Troy Haines, senior vice-president, SAS, heads the company's Risk Research and Quantitative Solutions group, and explains stress-testing and IFRS9 compliance are the two big areas his team covers, along with research and development, product management, credit scoring, and other risk-related consulting and advice. "Solutions" is a big part of the team's raison d'être, leveraging SAS technologies to build solutions for banks and insurance companies, Haines says.

IFRS9 is an international accounting regulation hitting various parts of the globe at various times. Fundamentally, IFRS9 represents a new way for banks and financial institutions to reserve for loan losses. Haines explains, "it relies on models that produce loss estimates for life-of-loan, meaning long-run loss estimates, conditional on the macro-economic environment. The new accounting regime requires you to have a forward-looking view on the economy so your models have to be constructed and calibrated accordingly.”

While your level of enjoyment from understanding IFRS9 may vary depending on the type of role you have, it's certainly interesting how chief financial officers and chief risk officers have used IFRS9 and similar accounting regulations or risk-related platforms to transform themselves and their companies.

“Previously the CRO was a defensive compliance-oriented role. In the last three years in particular CROs are much more active in how they contribute profitability to banks and financial institutions,” Haines says.

A customer may approach SAS focused on accounting regulation, he explains, but then "nine out of 10 times the customer will ask what else can I do with the technology or my risk platform? What else can I do to help improve how the company is run?"

IFRS9 is a great example of this. It's focused on an accounting regime but, Haines says, "many progressive banks leverage our solution looking for multiple use cases to better manage their risk portfolio and to understand other exposures".

"Scenario-based risk management is not a regulatory concern but is fundamentally a capital planning and allocation exercise that both finance and risk are jointly responsible for."

Paul Franks, financial services director, SAS Australia and New Zealand, adds "Banks, and to an extent insurers, are looking to modernise risk and are coming up with efficiency gains, looking for ways to free up their top talent, and to come up with better ways of managing the business."

Consequently, SAS finds the drive to comply with new regulations is seeing banks and insurers not simply looking to embed technology to solve a specific problem, but to look for better process in general.

"Risk and finance and treasury integration has been talked about for a long time," Haines says, "but in my view is happening now.

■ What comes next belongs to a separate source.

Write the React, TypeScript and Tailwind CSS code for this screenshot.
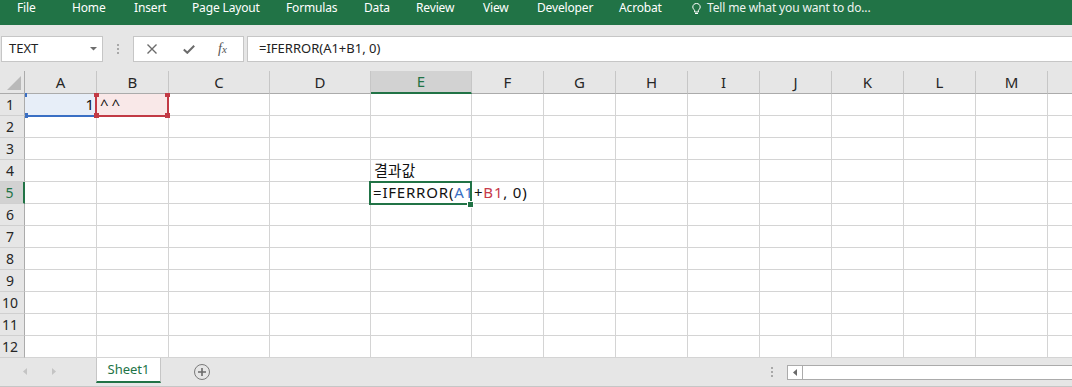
import React from 'react';

const COLS: { l: string; w: string; label: string }[] = [
  { l: 'A', w: 'w-[72px]', label: 'A' },
  { l: 'B', w: 'w-[72px]', label: 'B' },
  { l: 'C', w: 'w-[101px]', label: 'C' },
  { l: 'D', w: 'w-[101px]', label: 'D' },
  { l: 'E', w: 'w-[101px]', label: 'E' },
  { l: 'F', w: 'w-[72px]', label: 'F' },
  { l: 'G', w: 'w-[72px]', label: 'G' },
  { l: 'H', w: 'w-[72px]', label: 'H' },
  { l: 'I', w: 'w-[72px]', label: 'I' },
  { l: 'J', w: 'w-[72px]', label: 'J' },
  { l: 'K', w: 'w-[72px]', label: 'K' },
  { l: 'L', w: 'w-[72px]', label: 'L' },
  { l: 'M', w: 'w-[72px]', label: 'M' },
  { l: 'N', w: 'w-[72px]', label: '' },
];

const TABS: { t: string; w: string }[] = [
  { t: 'File', w: 'w-[55px]' },
  { t: 'Home', w: 'w-[62px]' },
  { t: 'Insert', w: 'w-[58px]' },
  { t: 'Page Layout', w: 'w-[94px]' },
  { t: 'Formulas', w: 'w-[78px]' },
  { t: 'Data', w: 'w-[52px]' },
  { t: 'Review', w: 'w-[67px]' },
  { t: 'View', w: 'w-[54px]' },
  { t: 'Developer', w: 'w-[82px]' },
  { t: 'Acrobat', w: 'w-[73px]' },
];

function CellContent({ r, c }: { r: number; c: string }) {
  if (r === 1 && c === 'A') {
    return <div className="flex h-full w-full items-center justify-end pr-[2px]">1</div>;
  }
  if (r === 1 && c === 'B') {
    return <div className="flex h-full w-full items-center pl-[3px] tracking-[3px]">^^</div>;
  }
  if (r === 4 && c === 'E') {
    return <div className="flex h-full w-full items-center pl-[3px]">결과값</div>;
  }
  if (r === 5 && c === 'E') {
    return (
      <div className="relative z-10 flex h-full w-full items-center whitespace-nowrap pl-[2px] tracking-[0.8px]">
        <span>=IFERROR(</span>
        <span className="text-[#3a6fc4]">A1</span>
        <span>+</span>
        <span className="text-[#c73a4a]">B1</span>
        <span>, 0)</span>
      </div>
    );
  }
  return null;
}

export default function App() {
  const rows = Array.from({ length: 12 }, (_, i) => i + 1);
  return (
    <div className="relative h-[387px] w-[1072px] overflow-hidden bg-white font-['Noto_Sans','Noto_Sans_CJK_KR',sans-serif] text-[#111]">
      {/* Ribbon tabs */}
      <div className="flex h-[25px] items-start bg-[#217346] pl-[17px] text-[12px] leading-[15px] tracking-[-0.15px] text-white">
        {TABS.map((t) => (
          <div key={t.t} className={`${t.w} shrink-0 whitespace-nowrap`}>
            {t.t}
          </div>
        ))}
        <div className="w-[15px] shrink-0 pt-[3px]">
          <svg width="9" height="12" viewBox="0 0 9 12" fill="none" stroke="#ffffff" strokeWidth="1">
            <path d="M4.5 0.5 C2.3 0.5 0.8 2 0.8 4 C0.8 5.5 1.8 6.3 2.6 7.2 L2.6 9 L6.4 9 L6.4 7.2 C7.2 6.3 8.2 5.5 8.2 4 C8.2 2 6.7 0.5 4.5 0.5 Z" />
            <path d="M3 10.5 L6 10.5" />
          </svg>
        </div>
        <div className="whitespace-nowrap text-[#eef4f0]">Tell me what you want to do...</div>
      </div>

      {/* Formula bar */}
      <div className="flex h-[46px] items-start bg-[#e6e6e6] pt-[11px]">
        <div className="ml-[1px] flex h-[26px] w-[102px] shrink-0 items-center border border-[#c6c6c6] bg-white pl-[7px] text-[13px] text-[#222]">
          <span>TEXT</span>
          <svg className="ml-auto mr-[5px]" width="7" height="4" viewBox="0 0 7 4">
            <polygon points="0,0 7,0 3.5,3.5" fill="#6d6d6d" />
          </svg>
        </div>
        <div className="flex w-[30px] shrink-0 justify-center pt-[8px]">
          <div className="flex flex-col gap-[2px]">
            <div className="h-[2px] w-[2px] bg-[#a8a8a8]" />
            <div className="h-[2px] w-[2px] bg-[#a8a8a8]" />
            <div className="h-[2px] w-[2px] bg-[#a8a8a8]" />
          </div>
        </div>
        <div className="flex h-[26px] w-[111px] shrink-0 items-center border border-[#c6c6c6] bg-white">
          <svg className="ml-[13px]" width="10" height="10" viewBox="0 0 10 10" stroke="#6b6b6b" strokeWidth="1.4">
            <path d="M0.5 0.5 L9.5 9.5 M9.5 0.5 L0.5 9.5" />
          </svg>
          <svg className="ml-[26px]" width="12" height="9" viewBox="0 0 12 9" fill="none" stroke="#6b6b6b" strokeWidth="2">
            <path d="M0.8 4.5 L4.3 7.8 L11.2 0.8" />
          </svg>
          <span className="ml-[23px] font-['Liberation_Serif',serif] text-[14px] italic leading-none text-[#555]">
            f<span className="text-[11px]">x</span>
          </span>
        </div>
        <div className="ml-[3px] flex h-[26px] flex-1 items-center border border-r-0 border-[#c6c6c6] bg-white pl-[11px] text-[13px] text-[#222]">
          =IFERROR(A1+B1, 0)
        </div>
      </div>

      {/* Grid */}
      <div className="relative">
        {/* Header row */}
        <div className="flex h-[23px] bg-[#e6e6e6]">
          <div className="relative w-[25px] shrink-0 border-b border-r border-[#ababab]">
            <svg className="absolute left-[7px] top-[5px]" width="14" height="14" viewBox="0 0 14 14">
              <polygon points="14,0 14,14 0,14" fill="#b9b9b9" />
            </svg>
          </div>
          {COLS.map((c) => (
            <div
              key={c.l}
              className={`${c.w} flex shrink-0 items-center justify-center border-r border-r-[#c6c6c6] text-[15px] ${
                c.l === 'E'
                  ? 'border-b-2 border-b-[#217346] bg-[#d2d2d2] text-[#217346]'
                  : 'border-b border-b-[#ababab] text-[#262626]'
              }`}
            >
              {c.label}
            </div>
          ))}
        </div>

        {rows.map((r) => (
          <div key={r} className="flex h-[22px] text-[15px]">
            <div
              className={`flex w-[25px] shrink-0 items-center justify-center border-b border-b-[#d0d0d0] pr-[4px] text-[14px] ${
                r === 5
                  ? 'border-r-2 border-r-[#217346] bg-[#d2d2d2] text-[#217346]'
                  : 'border-r border-r-[#ababab] bg-[#e6e6e6] text-[#262626]'
              }`}
            >
              {r}
            </div>
            {COLS.map((c) => (
              <div
                key={c.l}
                className={`${c.w} h-full shrink-0 border-b border-r border-[#d4d4d4] ${
                  r === 1 && c.l === 'A' ? 'bg-[#e7eef8]' : r === 1 && c.l === 'B' ? 'bg-[#f9e8e8]' : ''
                }`}
              >
                <CellContent r={r} c={c.l} />
              </div>
            ))}
          </div>
        ))}

        {/* A1 range highlight (blue) */}
        <div className="absolute left-[25px] top-[44px] h-[2px] w-[70px] bg-[#3a6fc4]" />
        <div className="absolute left-[25px] top-[22px] h-[4px] w-[2px] bg-[#3a6fc4]" />
        <div className="absolute left-[25px] top-[42px] h-[5px] w-[3px] bg-[#3a6fc4]" />

        {/* B1 range highlight (red) */}
        <div className="absolute left-[95px] top-[22px] h-[24px] w-[2px] bg-[#c23a45]" />
        <div className="absolute left-[167px] top-[22px] h-[24px] w-[2px] bg-[#c23a45]" />
        <div className="absolute left-[95px] top-[44px] h-[2px] w-[74px] bg-[#c23a45]" />
        <div className="absolute left-[94px] top-[22px] h-[4px] w-[5px] bg-[#c23a45]" />
        <div className="absolute left-[165px] top-[22px] h-[4px] w-[5px] bg-[#c23a45]" />
        <div className="absolute left-[94px] top-[42px] h-[5px] w-[5px] bg-[#c23a45]" />
        <div className="absolute left-[165px] top-[42px] h-[5px] w-[5px] bg-[#c23a45]" />

        {/* E5 active cell */}
        <div className="pointer-events-none absolute left-[369px] top-[110px] h-[24px] w-[103px] border-2 border-[#217346]" />
        <div className="absolute left-[467px] top-[130px] h-[7px] w-[7px] border border-white bg-[#217346]" />
      </div>

      {/* Sheet tabs bar */}
      <div className="flex h-[29px] items-start border-b border-[#c6c6c6] bg-[#e6e6e6]">
        <div className="flex w-[96px] shrink-0 items-center pt-[10px]">
          <svg className="ml-[23px]" width="4" height="7" viewBox="0 0 4 7">
            <polygon points="4,0 4,7 0,3.5" fill="#c4c4c4" />
          </svg>
          <svg className="ml-[25px]" width="4" height="7" viewBox="0 0 4 7">
            <polygon points="0,0 0,7 4,3.5" fill="#c4c4c4" />
          </svg>
        </div>
        <div className="flex h-[25px] w-[65px] shrink-0 items-center justify-center border-x border-b-2 border-x-[#c6c6c6] border-b-[#217346] bg-white pt-[1px] text-[13px] text-[#217346]">
          Sheet1
        </div>
        <div className="ml-[33px] mt-[6px] flex h-[16px] w-[16px] shrink-0 items-center justify-center rounded-full border-[1.5px] border-[#7a7a7a]">
          <svg width="8" height="8" viewBox="0 0 8 8" stroke="#6a6a6a" strokeWidth="1.6">
            <path d="M4 0 L4 8 M0 4 L8 4" />
          </svg>
        </div>
        <div className="ml-auto flex w-[301px] shrink-0 items-start">
          <div className="mt-[9px] flex flex-col gap-[2px]">
            <div className="h-[2px] w-[2px] bg-[#a8a8a8]" />
            <div className="h-[2px] w-[2px] bg-[#a8a8a8]" />
            <div className="h-[2px] w-[2px] bg-[#a8a8a8]" />
          </div>
          <div className="ml-[14px] mt-[7px] flex h-[15px] flex-1 border border-r-0 border-[#ababab] bg-white">
            <div className="flex w-[15px] items-center justify-center border-r border-[#ababab]">
              <svg width="4" height="7" viewBox="0 0 4 7">
                <polygon points="4,0 4,7 0,3.5" fill="#6a6a6a" />
              </svg>
            </div>
          </div>
        </div>
      </div>
    </div>
  );
}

It was a topic as long as 10 years ago but now we see real practice and applications of that."

When it comes to SAS' core product — analytics — Haines says while some new fintechs or small incubators say they have figured out a new algorithm to make banks rich overnight, the reality is these have not happened, and banks have recognised clear applications of advanced analytics add value to risk managers.

Ultimately, he states, every conversation with CROs will turn to advanced analytics and how to apply machine learning. "SAS has a pretty clear perspective of where that applies in the risk space. At a high level we see applications focused on efficiency and industrialisation, and how you can apply analytics to improve existing processes," he says.

Additionally, institutions seek the ability to run scenarios and for risk committees and boards to have fruitful discussions around ranges of potential outcomes. "It's having the ability to produce outcomes that encourage senior risk committees to have discussions around ‘what if' – we see this as an emerging trend around CFOs and CROs. Looking at new risks like cyber-risks and geo-political risks we see more progressive banks really leveraging our solution to ask and answer these types of questions," he says.

Considering advice for enterprises in general, Haines offers "Not too long ago banks were looking at the idea of choosing best-in-class point solutions. There were potentially dozens, if not hundreds, of point solutions that did not talk to each other, that don't integrate and are proven inefficient. That model has gone out of favour and we have many examples of fairly large banks choosing to simplify their vendor landscape by choosing a handful of key tech vendors and really making those work well.

"Going to a whole-of-enterprise view of risk is a more effective way."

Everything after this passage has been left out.